È questo l’argomento di un altro libro di Sebald, Storia naturale della distruzione, in cui si interroga sul perché le immagini apocalittiche della Germania devastata dai bombardamenti a tappeto sembrano non aver lasciato traccia nella letteratura tedesca del dopoguerra. Vampe di fiamme di duemila metri, colonne di fumo alte quattro volte tanto, famiglie liquefatte nell’asfalto incandescente, ammassi di carne scioltisi nei bunker per effetto della temperatura infernale, città dominate da ratti e mosche, umani costretti a vivere sottoterra in “necropoli di un popolo sconosciuto, misterioso, sradicato dalla sua esistenza […] e dalla sua storia, risospinto al livello evolutivo dei raccoglitori nomadi” – tutto questo è passato nel silenzio.
Se in parte ciò si deve alla combinazione di senso di colpa nazionale e volontà di ricostruzione intesa anche a cancellare le tracce del passato, è pur sempre vero – dice Sebald – che la mente umana fatica a comprendere gli effetti di una simile devastazione, e immagini tanto traumatiche mettono in atto meccanismi di rimozione. La stessa idea di una “storia naturale della distruzione” venne allo scienziato Solly Zuckerman, che era stato consulente in quelle operazioni di bombardamento che il loro comandante, Sir Arthur Harris, intese come pratiche di annichilimento del nemico – la “distruzione per la distruzione”. Zuckerman, rientrato a Londra dopo aver visto cosa ne era stato di Colonia, ne parlò a Cyril Connolly, editore di una rivista che gli commissionò un pezzo su questo tema. Sebald lo intervistò negli anni Ottanta su cosa avesse voluto metterci dentro, ma Zuckerman non ricordava più, tanto il volto della distruzione pura si scontra con la capacità cognitiva umana.
Nel “moto accelerato della catastrofe” scriveva Alexander Kluge, “il tempo normale e “la metabolizzazione del tempo” non corrono alla stessa velocità”. Soltanto col senno di poi riusciamo a pensare a cosa avremmo dovuto fare, se ce ne fossimo accorti per tempo. Ma si tratta anche di un meccanismo di sopravvivenza. Proprio perché la catastrofe, di qualunque genere, porta la mente umana ai propri limiti (scrive Sebald che essa disvela l’orrore del “punto in cui noi, da quella che per tanto tempo abbiamo creduto la nostra storia di soggetti autonomi, ricadiamo nella storia della natura”), siamo portati a difenderci.

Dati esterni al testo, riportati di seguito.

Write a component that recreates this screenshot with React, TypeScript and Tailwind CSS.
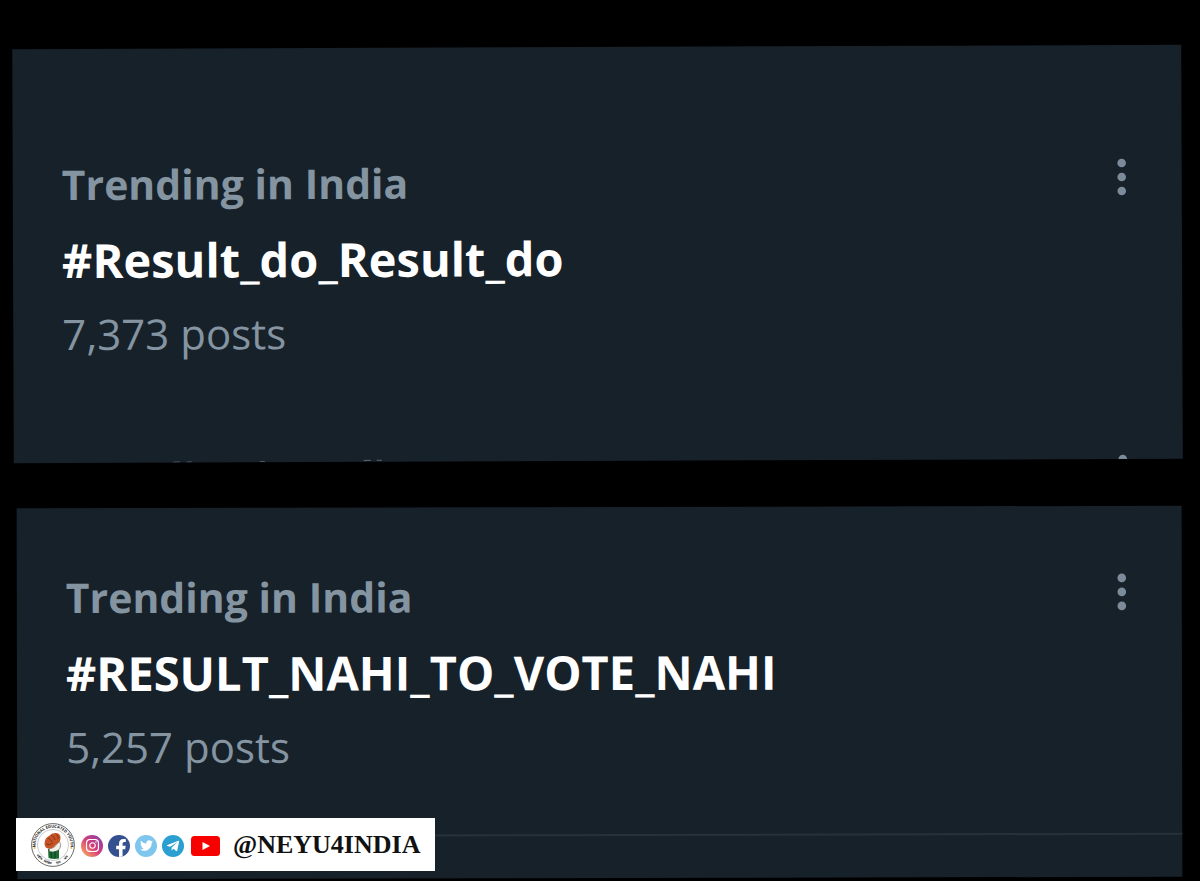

Non è un caso – né era solo propaganda – che nei momenti di massima gravità le radio del Terzo Reich trasmettessero Strauss, o l’Aida. Proseguire nei riti, nella miopia delle abitudini anche di fronte al disastro, è in fondo una maniera per mantenere la lucidità là dove l’alternativa, superato il confine lovecraftiano, è l’Orrore, lo stesso che riecheggia dalle parole di Kurtz al termine di Cuore di tenebra.
L’ultima tappa del nostro viaggio è a Poringland, tra le campagne a qualche chilometro a sud di Norwich. Il sito literarynorfolk.co.uk lo descrive come “un villaggio privo di attrattiva”, con “poco carattere”, ed è qui che ha vissuto Sebald fino alla morte. Lo definì, in una delle interviste ne Il fantasma della memoria, un posto “decisamente isolato”, e “per quanto mi riguarda” aggiunse, “mi sento molto meglio lì che altrove, dove mi troverei al centro delle cose. Mi piace restare ai margini, se possibile”. La sua vedova, ci dicono, si è trasferita in un altro villaggio, ma la sua tomba si trova in cima alla collina, accanto alla chiesa di St Andrew.